Gardena Pass The Norge on the island of Spitsbergen (Svalbard), Norway

The Norge was 348ft (106 m) long, 62ft (19 m) wide and 79ft (24 m) high. It was built of aluminum covered with a rubber material. Inside was a balloon filled with 688,636 ft3 (19,500 m3) of hydrogen. If needed the crew could walk from the cabin to the ship's three engines. The airship could manage a speed of 50 mph (80 kph).

The flight was to begin 769 miles (1238 km) from the North Pole in the town of Ny-Ålesund on the island of Spitsbergen (Svalbard), Norway. A hangar was erected on the island and the Norge was shipped there along with 4,800 cylinders of hydrogen.

Richard Byrd

Richard Byrd Richard Byrd
photo credit: U.S. Naval History and Heritage Command

On April 29th the American steamship Chantier arrived at Ny-Ålesund with Richard Byrd’s expedition which also planned to fly to the North Pole in the Josephine Ford, a triple-engine Fokker monoplane, with the goal of finding uncharted land. Amundsen's expeditionary party urged him to hurry their takeoff so as to beat the Americans to the North Pole. Amundsen would have none of it and insisted there was no competition over achieving the first flight over the pole, especially at the expense of safety.

Some trouble was had in unloading the plane and even more trouble achieving takeoff. After unloading 1,000 lbs of exta weight Richard Byrd’s aircraft took off at 1:50 AM on May 9th, 3 days before Amundsen's. Byrd claims to have "circled" around the North Pole, confirming their location by means of a sextant.

Byrd's party landed back at Ny-Ålesund around 5:00 PM. This gave an average speed of 100 mph (160 kph) for the 1,538 mile (2,475 km) round trip flight.

Doubt is cast on the achievements of Richard Byrd’s expedition due to the stated top speed of 85 mph (137 kph) for the aircraft. Bryd explained this by stating a favorable tailwind was experienced.

Arctic Current Richard Byrd’s Arctic Pole flight chart
photo credit: U.S. Naval History and Heritage Command

The discovery in 1996 of the diary that Byrd had kept of his famous flight seems to suggest that he and Bennett may have turned back 150 miles short of the pole because of an oil leak in the aircraft. The diary also contained erased (but still legible) sextant readings that sharply differ with a later typewritten official report on June 22nd to the National Geographic Society.

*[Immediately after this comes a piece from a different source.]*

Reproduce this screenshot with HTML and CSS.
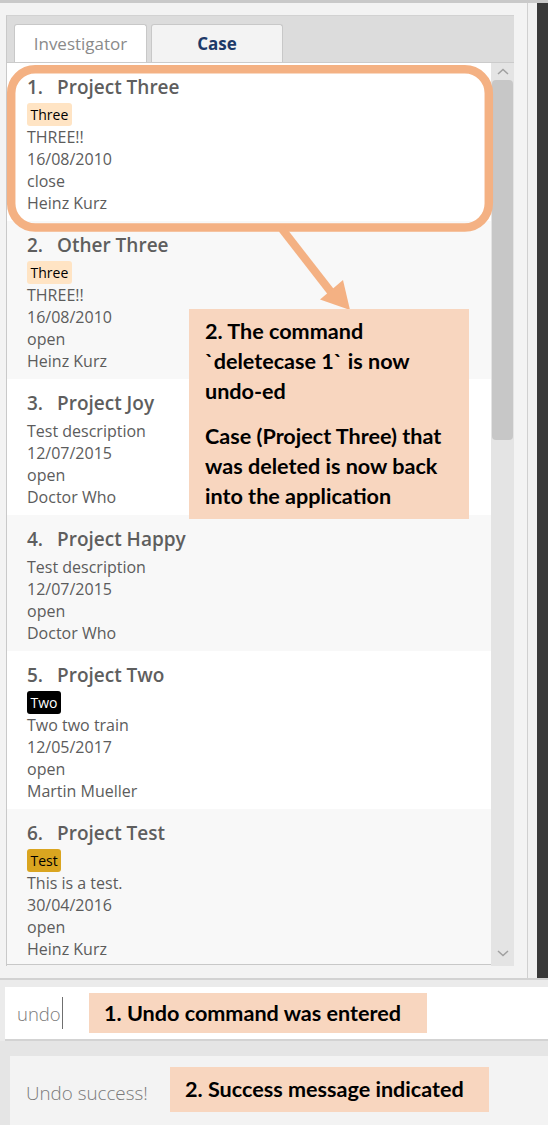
FILE: index.html
```html
<!DOCTYPE html>
<html>
<head>
<meta charset="utf-8">
<link rel="stylesheet" href="styles.css">
</head>
<body>
<div class="app">
  <div class="topline"></div>
  <div class="main">
    <div class="leftpane">
      <div class="tabpane">
        <div class="tabhead">
          <div class="tab tab-inv">Investigator</div>
          <div class="tab tab-case">Case</div>
        </div>
        <div class="tabbody">
          <div class="list">
            <div class="card">
              <div class="title"><span class="id">1.</span><span class="name">Project Three</span></div>
              <div class="tags"><span class="tag tag-three">Three</span></div>
              <div class="field">THREE!!</div>
              <div class="field">16/08/2010</div>
              <div class="field">close</div>
              <div class="field">Heinz Kurz</div>
            </div>
            <div class="card alt">
              <div class="title"><span class="id">2.</span><span class="name">Other Three</span></div>
              <div class="tags"><span class="tag tag-three">Three</span></div>
              <div class="field">THREE!!</div>
              <div class="field">16/08/2010</div>
              <div class="field">open</div>
              <div class="field">Heinz Kurz</div>
            </div>
            <div class="card">
              <div class="title"><span class="id">3.</span><span class="name">Project Joy</span></div>
              <div class="tags"></div>
              <div class="field">Test description</div>
              <div class="field">12/07/2015</div>
              <div class="field">open</div>
              <div class="field">Doctor Who</div>
            </div>
            <div class="card alt">
              <div class="title"><span class="id">4.</span><span class="name">Project Happy</span></div>
              <div class="tags"></div>
              <div class="field">Test description</div>
              <div class="field">12/07/2015</div>
              <div class="field">open</div>
              <div class="field">Doctor Who</div>
            </div>
            <div class="card">
              <div class="title"><span class="id">5.</span><span class="name">Project Two</span></div>
              <div class="tags"><span class="tag tag-two">Two</span></div>
              <div class="field">Two two train</div>
              <div class="field">12/05/2017</div>
              <div class="field">open</div>
              <div class="field">Martin Mueller</div>
            </div>
            <div class="card alt">
              <div class="title"><span class="id">6.</span><span class="name">Project Test</span></div>
              <div class="tags"><span class="tag tag-test">Test</span></div>
              <div class="field">This is a test.</div>
              <div class="field">30/04/2016</div>
              <div class="field">open</div>
              <div class="field">Heinz Kurz</div>
            </div>
          </div>
          <div class="scrollbar">
            <div class="arrow-up"><svg width="12" height="7" viewBox="0 0 12 7"><polyline points="1,6 6,1.5 11,6" fill="none" stroke="#a0a0a0" stroke-width="1.5"/></svg></div>
            <div class="thumb"></div>
            <div class="track"></div>
            <div class="arrow-down"><svg width="12" height="7" viewBox="0 0 12 7"><polyline points="1,1 6,5.5 11,1" fill="none" stroke="#a0a0a0" stroke-width="1.5"/></svg></div>
          </div>
        </div>
      </div>
    </div>
    <div class="vline"></div>
    <div class="gapcol"></div>
    <div class="darkbar"></div>
  </div>
  <div class="sep"></div>
  <div class="cmdarea">
    <div class="cmdbox"><span class="cmdtext">undo</span><span class="caret"></span></div>
  </div>
  <div class="resultarea">
    <div class="resultbox">Undo success!</div>
  </div>
</div>

<svg class="overlay" width="548" height="1125" viewBox="0 0 548 1125">
  <rect x="11.2" y="69.3" width="477.6" height="158.2" rx="24" ry="24" fill="none" stroke="#f4b183" stroke-width="8.5"/>
  <line x1="282" y1="229" x2="331" y2="292" stroke="#f4b183" stroke-width="8"/>
  <polygon points="320,299.5 343,280 350,310" fill="#f4b183"/>
</svg>

<div class="note note-main">
  <p>2. The command<br>`deletecase 1` is now<br>undo-ed</p>
  <p>Case (Project Three) that<br>was deleted is now back<br>into the application</p>
</div>
<div class="note note-cmd">1. Undo command was entered</div>
<div class="note note-result">2. Success message indicated</div>
</body>
</html>
```

FILE: styles.css
```css
html, body {
  margin: 0;
  padding: 0;
}
body {
  width: 548px;
  height: 1125px;
  overflow: hidden;
  background: #f3f3f3;
  font-family: "Open Sans", "Noto Sans", sans-serif;
  position: relative;
}
.app {
  display: flex;
  flex-direction: column;
  width: 548px;
  height: 1125px;
}
.topline {
  height: 3px;
  background: #c9c9c9;
}
.main {
  display: flex;
  height: 975px;
}
.leftpane {
  width: 527px;
  padding: 12px 0 0 6px;
  box-sizing: border-box;
  background: #f3f3f3;
}
.tabpane {
  width: 508px;
  height: 951px;
  display: flex;
  flex-direction: column;
  border-left: 1px solid #c9c9c9;
  border-top: 1px solid #d2d2d2;
  box-sizing: border-box;
}
.tabhead {
  height: 47px;
  box-sizing: border-box;
  background: #dcdcdc;
  border-bottom: 1px solid #cbcbcb;
  display: flex;
  align-items: flex-end;
  gap: 4px;
  padding-left: 7px;
}
.tab {
  height: 38px;
  box-sizing: border-box;
  border: 1px solid #c8c8c8;
  border-bottom: none;
  border-radius: 3px 3px 0 0;
  display: flex;
  align-items: center;
  justify-content: center;
  font-size: 17px;
}
.tab-inv {
  width: 133px;
  background: #ffffff;
  color: #8a8a8a;
}
.tab-case {
  width: 132px;
  background: #f3f3f3;
  color: #1c3968;
  font-weight: 700;
}
.tabbody {
  flex: 1;
  display: flex;
  min-height: 0;
}
.list {
  flex: 1;
  height: 902px;
  box-sizing: border-box;
  border-bottom: 1px solid #c8c8c8;
  background: #ffffff;
  overflow: hidden;
}
.card {
  padding: 10px 20px 7px 20px;
  background: #ffffff;
}
.card.alt {
  background: #f8f8f8;
}
.title {
  height: 28px;
  line-height: 28px;
  font-size: 19px;
  font-weight: 600;
  color: #5e5e5e;
  white-space: nowrap;
  display: flex;
}
.title .id {
  width: 30px;
}
.tags {
  display: flex;
  gap: 4px;
  padding-top: 2px;
}
.tags:empty {
  padding-top: 3px;
}
.tag {
  height: 23px;
  line-height: 23px;
  padding: 0 3.5px;
  font-size: 14px;
  border-radius: 3px;
  color: #000000;
}
.tag-three {
  background: #ffe4c4;
}
.tag-two {
  background: #000000;
  color: #ffffff;
}
.tag-test {
  background: #daa520;
}
.field {
  height: 22px;
  line-height: 22px;
  font-size: 16px;
  color: #5c5c5c;
  white-space: nowrap;
}
.scrollbar {
  width: 23px;
  background: #e4e4e4;
  display: flex;
  flex-direction: column;
  align-items: center;
}
.arrow-up {
  height: 17px;
  display: flex;
  align-items: center;
  justify-content: center;
}
.thumb {
  width: 21px;
  height: 360px;
  background: #c7c7c7;
  border-radius: 4px;
}
.track {
  flex: 1;
}
.arrow-down {
  height: 18px;
  display: flex;
  align-items: center;
  justify-content: center;
  padding-bottom: 4px;
}
.vline {
  width: 1px;
  background: #d0d0d0;
}
.gapcol {
  width: 9px;
  background: #f1f1f1;
}
.darkbar {
  width: 11px;
  background: #393939;
}
.sep {
  height: 2px;
  background: #d2d2d2;
}
.cmdarea {
  background: #ebebeb;
  padding: 7px 0 0 5px;
}
.cmdbox {
  height: 52px;
  background: #ffffff;
  border-bottom: 2px solid #d3d3d3;
  display: flex;
  align-items: center;
  padding-left: 12px;
}
.cmdtext {
  font-size: 18.5px;
  font-weight: 300;
  color: #7a7a7a;
}
.caret {
  width: 1.5px;
  height: 32px;
  background: #6f6f6f;
  margin-left: 1px;
}
.resultarea {
  flex: 1;
  background: #e5e5e5;
  padding: 15px 0 0 10px;
  display: flex;
  flex-direction: column;
}
.resultbox {
  flex: 1;
  background: #f3f3f3;
  padding: 25px 0 0 16px;
  font-size: 18.8px;
  font-weight: 300;
  line-height: 24px;
  color: #7a7a7a;
}
.overlay {
  position: absolute;
  left: 0;
  top: 0;
  pointer-events: none;
}
.note {
  position: absolute;
  background: #f8d6bf;
  color: #000000;
  font-family: Lato, "Open Sans", sans-serif;
  font-weight: 700;
  font-size: 21.6px;
  box-sizing: border-box;
  white-space: nowrap;
}
.note-main {
  left: 189px;
  top: 309px;
  width: 280px;
  height: 210px;
  padding: 7px 0 0 16px;
  line-height: 30px;
}
.note-main p {
  margin: 0 0 15px 0;
}
.note-cmd {
  left: 89px;
  top: 993px;
  width: 338px;
  height: 40px;
  line-height: 40px;
  padding-left: 15px;
}
.note-result {
  left: 170px;
  top: 1067px;
  width: 319px;
  height: 45px;
  line-height: 44px;
  padding-left: 15px;
}
```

At any rate, Richard Byrd’s expedition to the North Pole is a disputed achievement.

The Flight of the Norge

The Norge airship left Ny-Ålesund on May 11 at 9:55 AM. A total of 16 men were aboard. Roald Amundsen was the leader and first in command. Lieutenant Riiser-Larsen was in charge of navigation, and Finn Malmgren kept the meteorological records.

The expedition experienced no problems and passed over the North Pole at 1:25 AM Greenwich time on May 12, 1926. Amundsen and Wisting therefore became the first to reach both the North and South Poles. Norwegian, American, and Italian flags were dropped onto the ice and the flight continued towards Alaska.

They were now in unknown territory. Amundsen sat at the front of the cabin looking for any sign of land. Unfortunately they passed into a thick fog at 8:30 AM making any sightings of land impossible. The fog stuck to the airship and layers of ice were thrown from the propellers and into the balloon. Repairs were made to the airship as she flew.

At 6:45 AM on May 13 they spotted land before passing over Wainwright, Alaska. Amundsen and Omdal recognized the town from their stay there in 1922. They reported seeing a small house they had built there and saw townspeople waving from the rooves of their homes.

They had now accomplished their goal of flying over the North Pole and crossing the Arctic Ocean. The expedition was, however, not over. A tremendous gale blew and carried them over the Bering Strait. They were likely carried close to Cape Serdze Kamen on the Siberian coast at 6:00 PM on May 13. By 11:00 PM they had made it back to the Alaskan coast. The weather grew worse and they were carried past Cape Prince of Wales at 3:30 AM.

Even not knowing exactly where they were, they decided to land as soon as possible. They chose an ice covered bay beside the small town of Teller on the west coast of Alaska. It was the 14th of May, 1926. The crew had been in the air for 72 hours. They had accomplished their goals of flying over the North Pole and crossing the Arctic Ocean in a feat named "The Amundsen-Ellsworth-Nobile Transpolar Flight."